* [What the exercise asks]: Exactly repeat the material, dropping only the pictures.

[A block of data]
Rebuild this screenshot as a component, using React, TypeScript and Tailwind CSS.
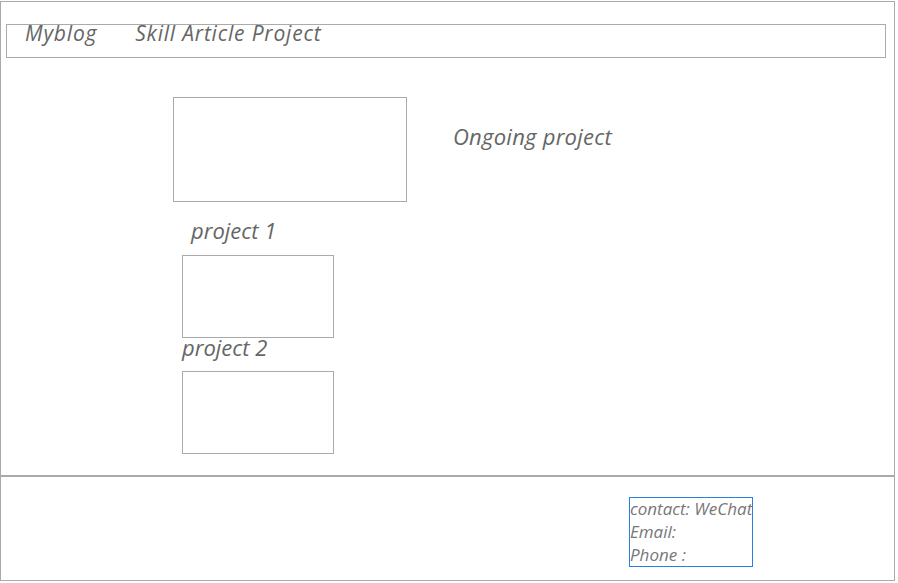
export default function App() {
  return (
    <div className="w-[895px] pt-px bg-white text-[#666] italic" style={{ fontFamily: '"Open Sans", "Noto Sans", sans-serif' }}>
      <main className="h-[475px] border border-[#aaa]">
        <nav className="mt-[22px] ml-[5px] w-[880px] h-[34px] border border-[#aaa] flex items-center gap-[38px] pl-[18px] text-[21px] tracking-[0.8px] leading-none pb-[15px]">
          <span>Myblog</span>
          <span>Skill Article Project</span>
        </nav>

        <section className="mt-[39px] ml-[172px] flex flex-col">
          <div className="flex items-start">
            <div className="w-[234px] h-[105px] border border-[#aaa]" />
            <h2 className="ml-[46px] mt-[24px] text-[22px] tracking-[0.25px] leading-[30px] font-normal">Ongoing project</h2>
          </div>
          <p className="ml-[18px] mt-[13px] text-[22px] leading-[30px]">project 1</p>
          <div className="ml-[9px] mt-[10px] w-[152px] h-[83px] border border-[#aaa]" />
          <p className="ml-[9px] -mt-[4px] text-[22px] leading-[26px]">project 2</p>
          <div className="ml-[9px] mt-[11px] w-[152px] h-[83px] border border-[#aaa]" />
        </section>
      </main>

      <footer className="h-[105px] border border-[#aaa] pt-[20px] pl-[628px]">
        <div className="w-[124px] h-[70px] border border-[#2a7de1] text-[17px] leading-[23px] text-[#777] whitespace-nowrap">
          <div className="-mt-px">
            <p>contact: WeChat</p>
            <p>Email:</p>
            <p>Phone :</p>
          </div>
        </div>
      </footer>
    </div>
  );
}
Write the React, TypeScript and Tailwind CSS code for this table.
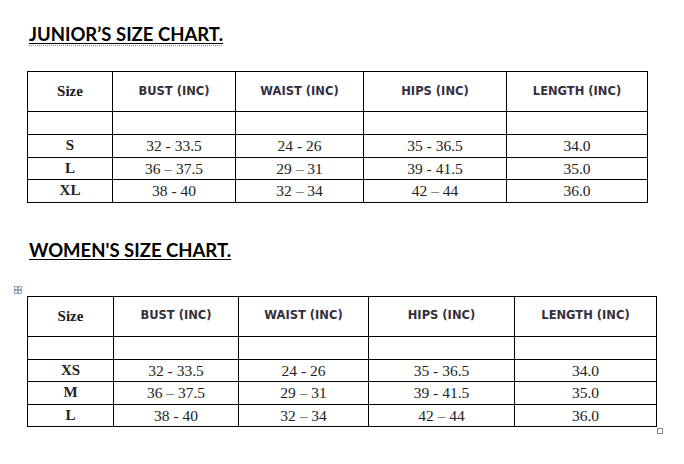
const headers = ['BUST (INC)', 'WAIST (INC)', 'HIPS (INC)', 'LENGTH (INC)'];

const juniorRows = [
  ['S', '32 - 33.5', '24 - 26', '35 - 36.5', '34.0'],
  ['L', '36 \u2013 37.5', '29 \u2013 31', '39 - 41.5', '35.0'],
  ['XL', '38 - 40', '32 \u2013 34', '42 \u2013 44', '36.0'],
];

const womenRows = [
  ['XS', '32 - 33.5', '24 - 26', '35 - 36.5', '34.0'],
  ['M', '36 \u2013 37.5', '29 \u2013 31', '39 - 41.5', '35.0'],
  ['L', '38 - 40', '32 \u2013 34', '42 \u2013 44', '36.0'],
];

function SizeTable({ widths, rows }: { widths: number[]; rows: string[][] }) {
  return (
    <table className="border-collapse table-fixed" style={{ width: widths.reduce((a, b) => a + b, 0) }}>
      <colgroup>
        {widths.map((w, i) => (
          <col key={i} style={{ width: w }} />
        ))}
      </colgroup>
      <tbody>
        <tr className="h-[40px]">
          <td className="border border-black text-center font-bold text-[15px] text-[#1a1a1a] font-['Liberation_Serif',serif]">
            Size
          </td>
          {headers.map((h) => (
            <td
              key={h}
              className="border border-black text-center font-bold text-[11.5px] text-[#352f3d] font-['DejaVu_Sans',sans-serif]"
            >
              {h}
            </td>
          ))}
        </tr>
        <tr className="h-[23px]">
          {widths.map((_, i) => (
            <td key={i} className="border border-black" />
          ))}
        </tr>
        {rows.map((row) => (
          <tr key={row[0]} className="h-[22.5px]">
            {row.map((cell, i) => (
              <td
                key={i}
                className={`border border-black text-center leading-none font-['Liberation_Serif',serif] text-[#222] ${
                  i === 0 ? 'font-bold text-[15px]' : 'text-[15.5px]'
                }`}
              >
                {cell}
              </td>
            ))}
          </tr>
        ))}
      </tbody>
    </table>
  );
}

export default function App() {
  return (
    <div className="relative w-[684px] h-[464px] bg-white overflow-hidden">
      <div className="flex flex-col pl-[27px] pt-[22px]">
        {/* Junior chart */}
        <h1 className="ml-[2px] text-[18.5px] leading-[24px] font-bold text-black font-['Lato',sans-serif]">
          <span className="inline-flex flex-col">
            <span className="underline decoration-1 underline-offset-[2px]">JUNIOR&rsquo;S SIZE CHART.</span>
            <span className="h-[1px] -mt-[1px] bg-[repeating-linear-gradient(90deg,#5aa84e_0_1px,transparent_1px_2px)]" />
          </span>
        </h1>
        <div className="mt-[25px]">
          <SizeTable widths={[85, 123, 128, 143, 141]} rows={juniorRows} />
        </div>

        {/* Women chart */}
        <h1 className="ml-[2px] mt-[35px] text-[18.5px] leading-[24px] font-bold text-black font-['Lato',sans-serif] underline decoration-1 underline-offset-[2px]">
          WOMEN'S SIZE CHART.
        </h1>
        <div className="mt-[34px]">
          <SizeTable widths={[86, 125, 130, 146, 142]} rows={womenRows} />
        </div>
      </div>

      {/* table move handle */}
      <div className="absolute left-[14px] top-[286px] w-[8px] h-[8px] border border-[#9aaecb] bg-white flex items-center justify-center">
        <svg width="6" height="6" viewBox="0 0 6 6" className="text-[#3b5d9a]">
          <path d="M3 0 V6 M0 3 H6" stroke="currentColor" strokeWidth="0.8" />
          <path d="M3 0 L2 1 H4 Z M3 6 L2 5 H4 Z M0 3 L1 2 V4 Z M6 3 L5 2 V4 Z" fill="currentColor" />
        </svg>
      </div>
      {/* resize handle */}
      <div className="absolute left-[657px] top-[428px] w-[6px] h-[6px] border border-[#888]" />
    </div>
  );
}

* [Complete answer]:
Rebuild this screenshot as a component, using React, TypeScript and Tailwind CSS.
export default function App() {
  return (
    <div className="w-[895px] pt-px bg-white text-[#666] italic" style={{ fontFamily: '"Open Sans", "Noto Sans", sans-serif' }}>
      <main className="h-[475px] border border-[#aaa]">
        <nav className="mt-[22px] ml-[5px] w-[880px] h-[34px] border border-[#aaa] flex items-center gap-[38px] pl-[18px] text-[21px] tracking-[0.8px] leading-none pb-[15px]">
          <span>Myblog</span>
          <span>Skill Article Project</span>
        </nav>

        <section className="mt-[39px] ml-[172px] flex flex-col">
          <div className="flex items-start">
            <div className="w-[234px] h-[105px] border border-[#aaa]" />
            <h2 className="ml-[46px] mt-[24px] text-[22px] tracking-[0.25px] leading-[30px] font-normal">Ongoing project</h2>
          </div>
          <p className="ml-[18px] mt-[13px] text-[22px] leading-[30px]">project 1</p>
          <div className="ml-[9px] mt-[10px] w-[152px] h-[83px] border border-[#aaa]" />
          <p className="ml-[9px] -mt-[4px] text-[22px] leading-[26px]">project 2</p>
          <div className="ml-[9px] mt-[11px] w-[152px] h-[83px] border border-[#aaa]" />
        </section>
      </main>

      <footer className="h-[105px] border border-[#aaa] pt-[20px] pl-[628px]">
        <div className="w-[124px] h-[70px] border border-[#2a7de1] text-[17px] leading-[23px] text-[#777] whitespace-nowrap">
          <div className="-mt-px">
            <p>contact: WeChat</p>
            <p>Email:</p>
            <p>Phone :</p>
          </div>
        </div>
      </footer>
    </div>
  );
}
Write the React, TypeScript and Tailwind CSS code for this table.
const headers = ['BUST (INC)', 'WAIST (INC)', 'HIPS (INC)', 'LENGTH (INC)'];

const juniorRows = [
  ['S', '32 - 33.5', '24 - 26', '35 - 36.5', '34.0'],
  ['L', '36 \u2013 37.5', '29 \u2013 31', '39 - 41.5', '35.0'],
  ['XL', '38 - 40', '32 \u2013 34', '42 \u2013 44', '36.0'],
];

const womenRows = [
  ['XS', '32 - 33.5', '24 - 26', '35 - 36.5', '34.0'],
  ['M', '36 \u2013 37.5', '29 \u2013 31', '39 - 41.5', '35.0'],
  ['L', '38 - 40', '32 \u2013 34', '42 \u2013 44', '36.0'],
];

function SizeTable({ widths, rows }: { widths: number[]; rows: string[][] }) {
  return (
    <table className="border-collapse table-fixed" style={{ width: widths.reduce((a, b) => a + b, 0) }}>
      <colgroup>
        {widths.map((w, i) => (
          <col key={i} style={{ width: w }} />
        ))}
      </colgroup>
      <tbody>
        <tr className="h-[40px]">
          <td className="border border-black text-center font-bold text-[15px] text-[#1a1a1a] font-['Liberation_Serif',serif]">
            Size
          </td>
          {headers.map((h) => (
            <td
              key={h}
              className="border border-black text-center font-bold text-[11.5px] text-[#352f3d] font-['DejaVu_Sans',sans-serif]"
            >
              {h}
            </td>
          ))}
        </tr>
        <tr className="h-[23px]">
          {widths.map((_, i) => (
            <td key={i} className="border border-black" />
          ))}
        </tr>
        {rows.map((row) => (
          <tr key={row[0]} className="h-[22.5px]">
            {row.map((cell, i) => (
              <td
                key={i}
                className={`border border-black text-center leading-none font-['Liberation_Serif',serif] text-[#222] ${
                  i === 0 ? 'font-bold text-[15px]' : 'text-[15.5px]'
                }`}
              >
                {cell}
              </td>
            ))}
          </tr>
        ))}
      </tbody>
    </table>
  );
}

export default function App() {
  return (
    <div className="relative w-[684px] h-[464px] bg-white overflow-hidden">
      <div className="flex flex-col pl-[27px] pt-[22px]">
        {/* Junior chart */}
        <h1 className="ml-[2px] text-[18.5px] leading-[24px] font-bold text-black font-['Lato',sans-serif]">
          <span className="inline-flex flex-col">
            <span className="underline decoration-1 underline-offset-[2px]">JUNIOR&rsquo;S SIZE CHART.</span>
            <span className="h-[1px] -mt-[1px] bg-[repeating-linear-gradient(90deg,#5aa84e_0_1px,transparent_1px_2px)]" />
          </span>
        </h1>
        <div className="mt-[25px]">
          <SizeTable widths={[85, 123, 128, 143, 141]} rows={juniorRows} />
        </div>

        {/* Women chart */}
        <h1 className="ml-[2px] mt-[35px] text-[18.5px] leading-[24px] font-bold text-black font-['Lato',sans-serif] underline decoration-1 underline-offset-[2px]">
          WOMEN'S SIZE CHART.
        </h1>
        <div className="mt-[34px]">
          <SizeTable widths={[86, 125, 130, 146, 142]} rows={womenRows} />
        </div>
      </div>

      {/* table move handle */}
      <div className="absolute left-[14px] top-[286px] w-[8px] h-[8px] border border-[#9aaecb] bg-white flex items-center justify-center">
        <svg width="6" height="6" viewBox="0 0 6 6" className="text-[#3b5d9a]">
          <path d="M3 0 V6 M0 3 H6" stroke="currentColor" strokeWidth="0.8" />
          <path d="M3 0 L2 1 H4 Z M3 6 L2 5 H4 Z M0 3 L1 2 V4 Z M6 3 L5 2 V4 Z" fill="currentColor" />
        </svg>
      </div>
      {/* resize handle */}
      <div className="absolute left-[657px] top-[428px] w-[6px] h-[6px] border border-[#888]" />
    </div>
  );
}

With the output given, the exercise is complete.